[start Supplied information]

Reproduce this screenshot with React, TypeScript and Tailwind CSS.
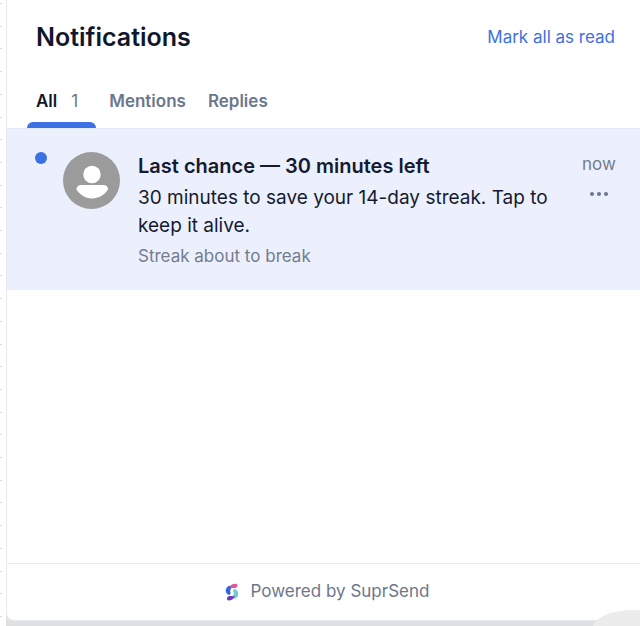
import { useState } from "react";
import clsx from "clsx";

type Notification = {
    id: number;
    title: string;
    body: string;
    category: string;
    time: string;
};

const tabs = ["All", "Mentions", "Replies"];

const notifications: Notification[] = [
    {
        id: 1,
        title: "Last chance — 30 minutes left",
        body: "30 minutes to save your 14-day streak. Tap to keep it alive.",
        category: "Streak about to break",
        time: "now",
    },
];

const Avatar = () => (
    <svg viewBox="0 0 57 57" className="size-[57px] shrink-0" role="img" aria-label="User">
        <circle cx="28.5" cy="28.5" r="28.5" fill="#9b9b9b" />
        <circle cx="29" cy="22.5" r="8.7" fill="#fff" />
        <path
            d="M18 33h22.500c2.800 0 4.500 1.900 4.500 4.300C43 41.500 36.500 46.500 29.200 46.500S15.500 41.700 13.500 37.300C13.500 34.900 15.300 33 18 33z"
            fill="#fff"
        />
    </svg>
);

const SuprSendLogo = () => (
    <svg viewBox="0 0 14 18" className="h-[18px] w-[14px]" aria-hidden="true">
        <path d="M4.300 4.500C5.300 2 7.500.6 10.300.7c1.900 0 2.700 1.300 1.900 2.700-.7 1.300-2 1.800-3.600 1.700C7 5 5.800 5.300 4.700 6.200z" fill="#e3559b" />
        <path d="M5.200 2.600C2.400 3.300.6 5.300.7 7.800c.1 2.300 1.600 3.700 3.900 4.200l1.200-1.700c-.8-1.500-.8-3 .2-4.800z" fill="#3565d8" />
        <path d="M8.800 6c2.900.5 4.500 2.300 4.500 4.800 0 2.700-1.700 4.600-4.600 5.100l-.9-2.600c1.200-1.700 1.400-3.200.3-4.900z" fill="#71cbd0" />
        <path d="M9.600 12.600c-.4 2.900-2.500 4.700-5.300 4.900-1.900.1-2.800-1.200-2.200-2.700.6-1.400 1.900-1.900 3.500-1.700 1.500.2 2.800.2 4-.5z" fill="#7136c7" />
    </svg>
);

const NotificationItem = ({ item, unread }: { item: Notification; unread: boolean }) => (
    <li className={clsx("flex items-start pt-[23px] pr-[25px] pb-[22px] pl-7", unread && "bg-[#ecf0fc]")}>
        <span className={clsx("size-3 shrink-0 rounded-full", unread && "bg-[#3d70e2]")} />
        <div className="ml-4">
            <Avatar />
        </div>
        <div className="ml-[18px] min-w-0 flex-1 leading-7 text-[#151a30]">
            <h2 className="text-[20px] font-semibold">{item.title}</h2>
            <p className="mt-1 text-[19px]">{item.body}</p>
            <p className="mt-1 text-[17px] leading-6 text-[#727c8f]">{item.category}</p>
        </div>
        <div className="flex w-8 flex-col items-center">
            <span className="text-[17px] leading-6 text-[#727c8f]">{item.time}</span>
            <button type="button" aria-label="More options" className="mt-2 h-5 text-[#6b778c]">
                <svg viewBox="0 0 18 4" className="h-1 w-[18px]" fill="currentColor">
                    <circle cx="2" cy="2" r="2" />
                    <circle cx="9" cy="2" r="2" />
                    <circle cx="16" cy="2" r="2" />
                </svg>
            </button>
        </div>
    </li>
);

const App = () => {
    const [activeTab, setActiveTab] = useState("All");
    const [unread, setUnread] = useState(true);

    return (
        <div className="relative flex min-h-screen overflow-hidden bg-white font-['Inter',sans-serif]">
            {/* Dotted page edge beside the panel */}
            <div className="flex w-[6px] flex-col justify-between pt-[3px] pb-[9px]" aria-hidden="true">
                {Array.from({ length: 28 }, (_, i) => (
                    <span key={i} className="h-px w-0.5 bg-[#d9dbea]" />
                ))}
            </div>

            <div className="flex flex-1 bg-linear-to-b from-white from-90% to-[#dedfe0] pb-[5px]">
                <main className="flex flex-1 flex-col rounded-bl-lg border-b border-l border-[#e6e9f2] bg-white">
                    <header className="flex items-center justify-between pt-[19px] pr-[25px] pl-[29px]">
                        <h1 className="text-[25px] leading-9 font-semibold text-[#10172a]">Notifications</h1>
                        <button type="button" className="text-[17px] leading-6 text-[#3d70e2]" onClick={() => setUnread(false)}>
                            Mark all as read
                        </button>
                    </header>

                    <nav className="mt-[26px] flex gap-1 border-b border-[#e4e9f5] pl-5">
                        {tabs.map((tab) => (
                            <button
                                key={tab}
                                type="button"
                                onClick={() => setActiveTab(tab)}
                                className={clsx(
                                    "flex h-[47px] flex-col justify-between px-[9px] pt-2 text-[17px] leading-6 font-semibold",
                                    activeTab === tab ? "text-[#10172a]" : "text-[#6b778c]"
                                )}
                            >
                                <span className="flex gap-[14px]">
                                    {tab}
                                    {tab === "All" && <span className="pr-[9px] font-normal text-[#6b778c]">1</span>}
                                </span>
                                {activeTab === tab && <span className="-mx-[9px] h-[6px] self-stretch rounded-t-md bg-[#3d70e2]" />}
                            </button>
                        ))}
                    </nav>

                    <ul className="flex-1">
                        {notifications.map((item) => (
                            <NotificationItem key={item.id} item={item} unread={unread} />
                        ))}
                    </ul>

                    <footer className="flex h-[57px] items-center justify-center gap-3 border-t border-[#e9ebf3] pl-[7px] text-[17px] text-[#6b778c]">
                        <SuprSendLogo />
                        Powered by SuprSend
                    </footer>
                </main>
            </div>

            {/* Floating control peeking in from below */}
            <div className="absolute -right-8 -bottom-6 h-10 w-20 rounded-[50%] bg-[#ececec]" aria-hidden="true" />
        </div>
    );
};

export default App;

[end Supplied information]

Goal →
Set the listing down in full and exactly. Pictures within it should not appear in the copy.

Complete answer →
Reproduce this screenshot with React, TypeScript and Tailwind CSS.
import { useState } from "react";
import clsx from "clsx";

type Notification = {
    id: number;
    title: string;
    body: string;
    category: string;
    time: string;
};

const tabs = ["All", "Mentions", "Replies"];

const notifications: Notification[] = [
    {
        id: 1,
        title: "Last chance — 30 minutes left",
        body: "30 minutes to save your 14-day streak. Tap to keep it alive.",
        category: "Streak about to break",
        time: "now",
    },
];

const Avatar = () => (
    <svg viewBox="0 0 57 57" className="size-[57px] shrink-0" role="img" aria-label="User">
        <circle cx="28.5" cy="28.5" r="28.5" fill="#9b9b9b" />
        <circle cx="29" cy="22.5" r="8.7" fill="#fff" />
        <path
            d="M18 33h22.500c2.800 0 4.500 1.900 4.500 4.300C43 41.500 36.500 46.500 29.200 46.500S15.500 41.700 13.500 37.300C13.500 34.900 15.300 33 18 33z"
            fill="#fff"
        />
    </svg>
);

const SuprSendLogo = () => (
    <svg viewBox="0 0 14 18" className="h-[18px] w-[14px]" aria-hidden="true">
        <path d="M4.300 4.500C5.300 2 7.500.6 10.300.7c1.900 0 2.700 1.300 1.900 2.700-.7 1.300-2 1.800-3.600 1.700C7 5 5.800 5.300 4.700 6.200z" fill="#e3559b" />
        <path d="M5.200 2.600C2.400 3.300.6 5.300.7 7.800c.1 2.300 1.600 3.700 3.900 4.200l1.200-1.700c-.8-1.500-.8-3 .2-4.800z" fill="#3565d8" />
        <path d="M8.800 6c2.900.5 4.500 2.300 4.500 4.800 0 2.700-1.700 4.600-4.600 5.100l-.9-2.600c1.200-1.700 1.400-3.200.3-4.900z" fill="#71cbd0" />
        <path d="M9.600 12.600c-.4 2.900-2.500 4.700-5.300 4.900-1.900.1-2.800-1.200-2.200-2.700.6-1.400 1.900-1.900 3.500-1.700 1.500.2 2.800.2 4-.5z" fill="#7136c7" />
    </svg>
);

const NotificationItem = ({ item, unread }: { item: Notification; unread: boolean }) => (
    <li className={clsx("flex items-start pt-[23px] pr-[25px] pb-[22px] pl-7", unread && "bg-[#ecf0fc]")}>
        <span className={clsx("size-3 shrink-0 rounded-full", unread && "bg-[#3d70e2]")} />
        <div className="ml-4">
            <Avatar />
        </div>
        <div className="ml-[18px] min-w-0 flex-1 leading-7 text-[#151a30]">
            <h2 className="text-[20px] font-semibold">{item.title}</h2>
            <p className="mt-1 text-[19px]">{item.body}</p>
            <p className="mt-1 text-[17px] leading-6 text-[#727c8f]">{item.category}</p>
        </div>
        <div className="flex w-8 flex-col items-center">
            <span className="text-[17px] leading-6 text-[#727c8f]">{item.time}</span>
            <button type="button" aria-label="More options" className="mt-2 h-5 text-[#6b778c]">
                <svg viewBox="0 0 18 4" className="h-1 w-[18px]" fill="currentColor">
                    <circle cx="2" cy="2" r="2" />
                    <circle cx="9" cy="2" r="2" />
                    <circle cx="16" cy="2" r="2" />
                </svg>
            </button>
        </div>
    </li>
);

const App = () => {
    const [activeTab, setActiveTab] = useState("All");
    const [unread, setUnread] = useState(true);

    return (
        <div className="relative flex min-h-screen overflow-hidden bg-white font-['Inter',sans-serif]">
            {/* Dotted page edge beside the panel */}
            <div className="flex w-[6px] flex-col justify-between pt-[3px] pb-[9px]" aria-hidden="true">
                {Array.from({ length: 28 }, (_, i) => (
                    <span key={i} className="h-px w-0.5 bg-[#d9dbea]" />
                ))}
            </div>

            <div className="flex flex-1 bg-linear-to-b from-white from-90% to-[#dedfe0] pb-[5px]">
                <main className="flex flex-1 flex-col rounded-bl-lg border-b border-l border-[#e6e9f2] bg-white">
                    <header className="flex items-center justify-between pt-[19px] pr-[25px] pl-[29px]">
                        <h1 className="text-[25px] leading-9 font-semibold text-[#10172a]">Notifications</h1>
                        <button type="button" className="text-[17px] leading-6 text-[#3d70e2]" onClick={() => setUnread(false)}>
                            Mark all as read
                        </button>
                    </header>

                    <nav className="mt-[26px] flex gap-1 border-b border-[#e4e9f5] pl-5">
                        {tabs.map((tab) => (
                            <button
                                key={tab}
                                type="button"
                                onClick={() => setActiveTab(tab)}
                                className={clsx(
                                    "flex h-[47px] flex-col justify-between px-[9px] pt-2 text-[17px] leading-6 font-semibold",
                                    activeTab === tab ? "text-[#10172a]" : "text-[#6b778c]"
                                )}
                            >
                                <span className="flex gap-[14px]">
                                    {tab}
                                    {tab === "All" && <span className="pr-[9px] font-normal text-[#6b778c]">1</span>}
                                </span>
                                {activeTab === tab && <span className="-mx-[9px] h-[6px] self-stretch rounded-t-md bg-[#3d70e2]" />}
                            </button>
                        ))}
                    </nav>

                    <ul className="flex-1">
                        {notifications.map((item) => (
                            <NotificationItem key={item.id} item={item} unread={unread} />
                        ))}
                    </ul>

                    <footer className="flex h-[57px] items-center justify-center gap-3 border-t border-[#e9ebf3] pl-[7px] text-[17px] text-[#6b778c]">
                        <SuprSendLogo />
                        Powered by SuprSend
                    </footer>
                </main>
            </div>

            {/* Floating control peeking in from below */}
            <div className="absolute -right-8 -bottom-6 h-10 w-20 rounded-[50%] bg-[#ececec]" aria-hidden="true" />
        </div>
    );
};

export default App;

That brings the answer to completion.